For there was a wholesale dereliction of duty in the tourists’ batting ranks on a par with what England supporters have grown used to in recent years. Or could it be that they had all just come out in sympathy with the hapless Mitchell Johnson so he didn’t consider himself the only one to be doing a poorly disguised impersonation of a Test cricketer?
Even when Brad Haddin seemed to be brashly and confidently compensating for his team-mates’ shortcomings, he succumbed to the English disease. Stuart Broad has been compared to Glenn McGrath in some quarters. But that is nonsense. McGrath has never looked as pretty – or as pretty ordinary – and he would tend to get his wickets in the proper manner, caught behind, lbw, uprooting the stumps. Broad, dispiritingly disappointing with the ball in the first Test, had to rely on poorly executed attempts to thrash his short balls for the boundaries they deserved.
England have a habit of making opposition bowling attacks appear more threatening than they really are, but this time it was Australia’s turn to do that.
Besides Broad’s brace, Jimmy “in the form of his life” Anderson picked up four for 36, but one was to a long hop – a delivery that Jimmy has never been a stranger to – and one wasn’t out.
Nevertheless, nothing was going to stop England’s bipolar media from displaying their most manic tendenciess.
The Saturday reports are fullsome in their praise for the Burnley boy – Anderson has finally arrived, trumpets Cricinfo; Anderson finally arrives as a cricketer of substance, lauds The Guardian; Anderson is the main man, the go-to-guy, claims The Times.
But, hang on, hadn’t he already arrived? Wasn’t he one of Wisden’s five Cricketers of the Year?
Truth be told, that was a bizarre selection by Scyld Berry, even if the bare statistics of 46 wickets in 2008 look impressive. For 27 of them came against one of the weakest New Zealand batting line-ups in living memory, four more came in four Indian innings and of the remaining 15, against South Africa, he never picked up more than three in one outing.

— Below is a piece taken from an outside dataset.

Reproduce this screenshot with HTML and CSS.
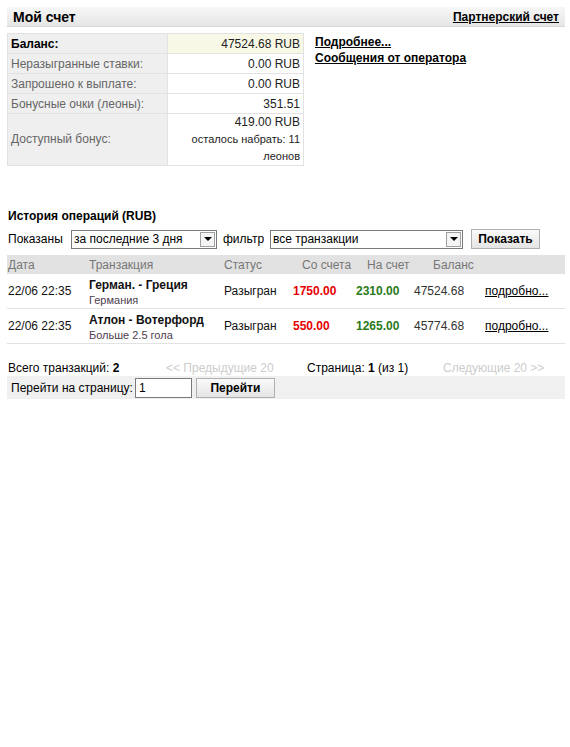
FILE: index.html
```html
<!DOCTYPE html>
<html lang="ru">
<head>
    <meta charset="UTF-8">
    <title>Мой счет</title>
    <link rel="stylesheet" href="styles.css">
</head>
<body>
    <div class="page">
        <div class="title-bar">
            <h1>Мой счет</h1>
            <a href="#" class="title-link">Партнерский счет</a>
        </div>

        <div class="summary">
            <table class="balance-table">
                <tr class="main">
                    <td class="label">Баланс:</td>
                    <td class="value">47524.68 RUB</td>
                </tr>
                <tr>
                    <td class="label">Неразыгранные ставки:</td>
                    <td class="value">0.00 RUB</td>
                </tr>
                <tr>
                    <td class="label">Запрошено к выплате:</td>
                    <td class="value">0.00 RUB</td>
                </tr>
                <tr>
                    <td class="label">Бонусные очки (леоны):</td>
                    <td class="value">351.51</td>
                </tr>
                <tr class="bonus">
                    <td class="label">Доступный бонус:</td>
                    <td class="value">419.00 RUB<br><span class="note">осталось набрать: 11<br>леонов</span></td>
                </tr>
            </table>
            <div class="side-links">
                <a href="#">Подробнее...</a>
                <a href="#">Сообщения от оператора</a>
            </div>
        </div>

        <h2 class="history-title">История операций (RUB)</h2>
        <div class="filter-row">
            <span class="lbl-shown">Показаны</span>
            <div class="select period">
                <span>за последние 3 дня</span>
                <i class="arrow"></i>
            </div>
            <span class="lbl-filter">фильтр</span>
            <div class="select kind">
                <span>все транзакции</span>
                <i class="arrow"></i>
            </div>
            <button class="btn show-btn">Показать</button>
        </div>

        <table class="history">
            <colgroup>
                <col style="width:81px">
                <col style="width:133px">
                <col style="width:69px">
                <col style="width:63px">
                <col style="width:58px">
                <col style="width:69px">
                <col>
            </colgroup>
            <thead>
                <tr>
                    <th>Дата</th>
                    <th>Транзакция</th>
                    <th class="h-status">Статус</th>
                    <th class="h-from">Со счета</th>
                    <th class="h-to">На счет</th>
                    <th class="h-bal">Баланс</th>
                    <th></th>
                </tr>
            </thead>
            <tbody>
                <tr>
                    <td>22/06 22:35</td>
                    <td><b>Герман. - Греция</b><div class="sub">Германия</div></td>
                    <td class="status">Разыгран</td>
                    <td class="amt out">1750.00</td>
                    <td class="amt in">2310.00</td>
                    <td class="amt bal">47524.68</td>
                    <td class="more"><a href="#">подробно...</a></td>
                </tr>
                <tr>
                    <td>22/06 22:35</td>
                    <td><b>Атлон - Вотерфорд</b><div class="sub">Больше 2.5 гола</div></td>
                    <td class="status">Разыгран</td>
                    <td class="amt out">550.00</td>
                    <td class="amt in">1265.00</td>
                    <td class="amt bal">45774.68</td>
                    <td class="more"><a href="#">подробно...</a></td>
                </tr>
            </tbody>
        </table>

        <div class="pager">
            <span class="total">Всего транзакций: <b>2</b></span>
            <span class="prev">&lt;&lt; Предыдущие 20</span>
            <span class="current">Страница: <b>1</b> (из 1)</span>
            <span class="next">Следующие 20 &gt;&gt;</span>
        </div>
        <div class="goto-bar">
            <span>Перейти на страницу:</span>
            <div class="page-input">1</div>
            <button class="btn goto-btn">Перейти</button>
        </div>
    </div>
</body>
</html>
```

FILE: styles.css
```css
html, body {
    margin: 0;
    background: #fff;
    font-family: "Liberation Sans", Arial, sans-serif;
    font-size: 12px;
    color: #000;
}

.page {
    width: 558px;
    padding: 7px 0 0 7px;
}

a {
    color: #000;
}

/* title */
.title-bar {
    height: 20px;
    display: flex;
    align-items: center;
    justify-content: space-between;
    background: linear-gradient(#f7f7f7, #e6e6e6);
    border-bottom: 1px solid #d8d8d8;
    box-sizing: border-box;
    padding: 0 6px 0 6px;
}

.title-bar h1 {
    margin: 0;
    font-size: 14px;
    font-weight: bold;
}

.title-link {
    font-weight: bold;
    font-size: 12px;
}

/* balance summary */
.summary {
    display: flex;
    margin-top: 6px;
}

.balance-table {
    width: 297px;
    border-collapse: collapse;
}

.balance-table td {
    border: 1px solid #e2e2e2;
    height: 19px;
    padding: 0 3px;
    line-height: 14px;
}

.balance-table .label {
    width: 153px;
    background: #efefef;
    color: #666;
}

.balance-table .value {
    text-align: right;
    color: #222;
}

.balance-table .main .label {
    color: #000;
    font-weight: bold;
}

.balance-table .main .value {
    background: #f8f8e6;
}

.balance-table .bonus td {
    height: 51px;
    line-height: 17px;
}

.balance-table .note {
    font-size: 11px;
}

.side-links {
    display: flex;
    flex-direction: column;
    margin-left: 11px;
    padding-top: 1px;
    line-height: 16px;
}

.side-links a {
    font-weight: bold;
}

/* history */
.history-title {
    margin: 43px 0 0 1px;
    font-size: 12px;
    font-weight: bold;
}

.filter-row {
    display: flex;
    align-items: center;
    margin: 6px 0 0 1px;
    height: 20px;
}

.lbl-shown {
    width: 63px;
}

.lbl-filter {
    width: 47px;
}

.select {
    height: 19px;
    box-sizing: border-box;
    border: 1px solid #7a7a7a;
    display: flex;
    align-items: center;
    justify-content: space-between;
    padding: 0 1px 0 2px;
    background: #fff;
}

.select.period {
    width: 146px;
    margin-right: 6px;
}

.select.kind {
    width: 193px;
    margin-right: 8px;
}

.select .arrow {
    width: 15px;
    height: 15px;
    box-sizing: border-box;
    border: 1px solid #a0a0a0;
    background: #f4f4f4;
    display: flex;
    align-items: center;
    justify-content: center;
}

.select .arrow::after {
    content: "";
    border-left: 4px solid transparent;
    border-right: 4px solid transparent;
    border-top: 4px solid #000;
}

.btn {
    font-family: inherit;
    font-size: 12px;
    font-weight: bold;
    color: #000;
    background: linear-gradient(#fafafa, #e4e4e4);
    border: 1px solid #b0b0b0;
    height: 20px;
    padding: 0;
}

.show-btn {
    width: 69px;
}

.history {
    width: 558px;
    border-collapse: collapse;
    table-layout: fixed;
    margin-top: 6px;
}

.history th {
    background: #e2e2e2;
    color: #777;
    font-weight: normal;
    text-align: left;
    height: 19px;
    padding: 0 1px;
}

.history th.h-status {
    padding-left: 3px;
}

.history th.h-from {
    padding-left: 12px;
}

.history th.h-to {
    padding-left: 14px;
}

.history th.h-bal {
    padding-left: 22px;
}

.history td {
    border-bottom: 1px solid #e2e2e2;
    height: 34px;
    padding: 0 1px;
    vertical-align: middle;
    color: #111;
}

.history td b {
    display: block;
    padding-top: 1px;
}

.history .sub {
    font-size: 11px;
    color: #4d3d4d;
    margin-top: 2px;
}

.history .status,
.history .amt {
    padding-left: 3px;
}

.history .out {
    color: #e60000;
    font-weight: bold;
}

.history .in {
    color: #2a7a1a;
    font-weight: bold;
}

.history .bal {
    color: #333;
}

.history .more {
    padding-left: 5px;
}

/* pager */
.pager {
    display: flex;
    margin-top: 17px;
    padding-left: 1px;
    height: 15px;
    line-height: 15px;
}

.pager .total {
    width: 158px;
}

.pager .prev {
    width: 141px;
    color: #ccc;
}

.pager .current {
    width: 136px;
}

.pager .next {
    color: #ccc;
}

.goto-bar {
    display: flex;
    align-items: center;
    background: #f0f0f0;
    height: 23px;
    padding-left: 4px;
}

.page-input {
    width: 57px;
    height: 20px;
    box-sizing: border-box;
    border: 1px solid #7a7a7a;
    background: #fff;
    margin-left: 2px;
    padding-left: 3px;
    line-height: 18px;
}

.goto-btn {
    width: 79px;
    margin-left: 4px;
}
```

And when Michael Vaughan would have swapped Freddie Flintoff’s right arm for the dismissal of Graeme Smith as South Africa chased 281 for victory in the third Test at Edgbaston, when an England victory would have squared the series, how did he respond? With figures of 13-0-60-1.
Where, of course, Jimmy has found the form of his life, though, is in his batting: his four most recent Test innings have brought him 90 runs at an average of 30 – by contrast his fellow Lancastrian Flintoff has 67 at 16 – and he has scored those under a great deal of pressure.
Don’t get me wrong: nobody will be happier than me if Jimmy goes on to take his first ten-wicket Test haul at Lord’s this weekend, but I will not be bracketing him with the greats until he has swung the ball both ways on such a regular basis that Australia are begging for mercy before we get to the Oval.